Here's my spin on things....


The overarching theme of George W. Bush's foreign policy
objectives is that the United States ought to be able to act
unilaterally and without international consensus. This is totally a
self-interested decision; as the world's only superpower, it has
nothing tangible to gain by submitting itself for approval by the
international community. Few are willing to just give up a position of
dealing from strength. The mainstream left wing is fond of pointing to
the money trail that links much of the current administration to the
American oil industry. In a way, that obscures the point of Bush's
actions. There are strong ideological motivations for opposing the
principle of international cooperation exemplified by the push for
such things as a war crimes tribunal or the Kyoto Protocol,
irrespective of how the opinions of "big business." I think there are
at least some who would be willing to go to war even if it went
against business interests.


Saddam Hussein, I think we can all agree, is a potential
future threat. How far down the road until that potential is realized
is up for debate. The Bush tem had hoped that the international
consensus could be funnelled into anti-Iraq sentiment, but failed
miserably to link the Hussein regime in any way to al-Qaeda. Expecting
to find the smoking gun, the U.S. rushed into the breach. However,
unable to build up an Amen Corner, America stands almost alone.

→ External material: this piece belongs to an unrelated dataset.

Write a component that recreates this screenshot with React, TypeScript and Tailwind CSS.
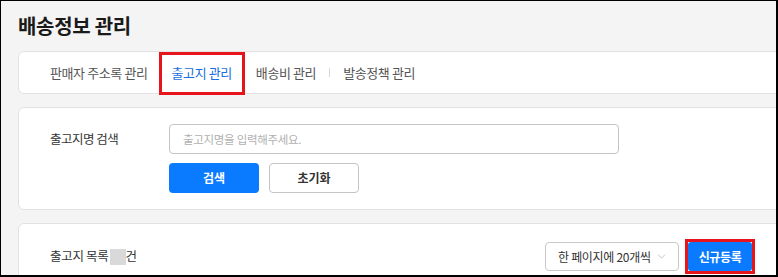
import React from 'react';
import { ChevronDown } from 'lucide-react';

const tabs = [
  { id: 'seller', label: '판매자 주소록 관리' },
  { id: 'release', label: '출고지 관리' },
  { id: 'fee', label: '배송비 관리' },
  { id: 'policy', label: '발송정책 관리' },
];

export default function App() {
  const activeTab = 'release';

  return (
    <div
      className="w-[778px] h-[277px] overflow-hidden bg-[#f4f4f4] border-l border-t border-r-2 border-b-2 border-black"
      style={{ fontFamily: '"Noto Sans CJK KR", "Noto Sans", sans-serif' }}
    >
      <div className="pl-[17px] w-[782px]">
        {/* Title */}
        <h1 className="pt-[12px] h-[50px] text-[20px] leading-[26px] font-bold text-[#1a1a1a] tracking-[-0.3px]">
          배송정보 관리
        </h1>

        {/* Tabs */}
        <div className="h-[43px] bg-white border border-[#e2e2e2] rounded-l-[6px] flex items-stretch pl-[19px]">
          {tabs.map((tab, i) => {
            const isActive = tab.id === activeTab;
            return (
              <React.Fragment key={tab.id}>
                {i === 3 && <span className="self-center w-px h-[9px] bg-[#d8d8d8] mx-[1px]" />}
                <div className="relative px-[12px] flex items-center">
                  <span
                    className={`text-[13px] tracking-[-0.4px] ${
                      isActive ? 'text-[#1a6fe0]' : 'text-[#555]'
                    }`}
                  >
                    {tab.label}
                  </span>
                  {isActive && (
                    <span className="absolute left-[-1px] right-[-1px] top-0 h-[43px] border-[3px] border-[#e8141c]" />
                  )}
                </div>
              </React.Fragment>
            );
          })}
        </div>

        {/* Search */}
        <div className="mt-[13px] h-[103px] bg-white border border-[#e2e2e2] rounded-l-[6px] pl-[31px] pt-[16px]">
          <div className="flex items-center">
            <div className="w-[119px] text-[12.5px] text-[#333] tracking-[-0.5px]">출고지명 검색</div>
            <input
              className="w-[450px] h-[30px] border border-[#c4c4c4] rounded-[4px] px-[13px] text-[11.5px] tracking-[-0.3px] placeholder:text-[#b0b0b0] outline-none"
              placeholder="출고지명을 입력해주세요."
            />
          </div>
          <div className="flex gap-[10px] mt-[9px] ml-[119px]">
            <button className="w-[90px] h-[30px] rounded-[4px] bg-[#0a7bff] text-white text-[12px] font-bold">
              검색
            </button>
            <button className="w-[90px] h-[30px] rounded-[4px] bg-white border border-[#c4c4c4] text-[#333] text-[12px] font-bold">
              초기화
            </button>
          </div>
        </div>

        {/* List */}
        <div className="mt-[13px] h-[80px] bg-white border border-[#e2e2e2] rounded-l-[6px] pl-[31px] pr-[30px] pt-[18px] flex items-start justify-between">
          <div className="flex items-center h-[29px] text-[12.5px] text-[#333] tracking-[-0.3px]">
            <span>출고지 목록</span>
            <span className="inline-block w-[16px] h-[16px] bg-[#d9d9d9] ml-[1px]" />
            <span>건</span>
          </div>
          <div className="flex items-center gap-[9px]">
            <div className="w-[134px] h-[29px] border border-[#c8c8c8] rounded-[4px] flex items-center justify-between pl-[12px] pr-[10px]">
              <span className="text-[12px] text-[#333] tracking-[-0.3px]">한 페이지에 20개씩</span>
              <ChevronDown className="w-[13px] h-[13px] text-[#aaa]" strokeWidth={1.25} />
            </div>
            <div className="relative">
              <button className="w-[64px] h-[29px] rounded-[3px] bg-[#0a7bff] text-white text-[12px] font-bold tracking-[-0.4px]">
                신규등록
              </button>
              <span className="absolute -inset-[3px] border-[3px] border-[#e8141c]" />
            </div>
          </div>
        </div>
      </div>
    </div>
  );
}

There is a fear of appearing weak. Weakness invites predators.
For example, Israel cannot afford any stance that makes it appear weak
or giving in, as that historically leads to attacks. For that reason,
the only way that I feel there is a possibility of resolution in the
Israeli-Palestinian conflict is for the United States forcing a
resolution by holding a gun to the head of Israel, so to speak, as the
only country with the reputation that allows Israel to back down.


A unilateral mission to overthrow Saddam Hussein seemed at one
point to be the clearest, easiest way to overturn the precedent of
international mandates for military missions set by such efforts as
the Persian Gulf War. It still is, and I expect the current
administration to continue pursuing a policy of 'regime change" as the
best avenue towards creating a Pax Americana with the U.S. free to act
at will. The phrasing "making the world safe for democracy" only makes
sense within Bush's foreign policy objectives if understands the
mental reservation used, and that the goal is ""making the world safe
for [American] democracy." That is not to express a desire to promote
American-style democracy, but to express a desire to protect the
democracy known as America.


If my conclusions are correct, I can think of at least one way
to make the Bush foreign policy team apoplectic while giving them
exactly what they demand. Give them a strongly-worded UN resolution
authorizing "regime change" the moment that weapons inspectors are in
any way stymied, resisted, or harmed, but attach the condition that
Saddam Hussein must be captured and brought before an international
tribunal.


My stance on Iraq is this: I am perfectly willing to sell
Saddam Hussein up the river, to achieve other goals. If I were the
Jordan, Saudi Arabia, or Kuwait, I would express a willingness to not
only support but take part in military action in Iraq, with the price
of a full American push for a Palestinian state and a role in creating
the political architecture of a post-Saddam Iraq. Well, I am not any
of those states, so my own personal agenda is a bit different, but you
get the picture. There are things that can be done, all of it of
course under the table. We can't get the perfect world we want, so we
need to prioritize and choose what facets we want to pursue based in
part on what is most attainable.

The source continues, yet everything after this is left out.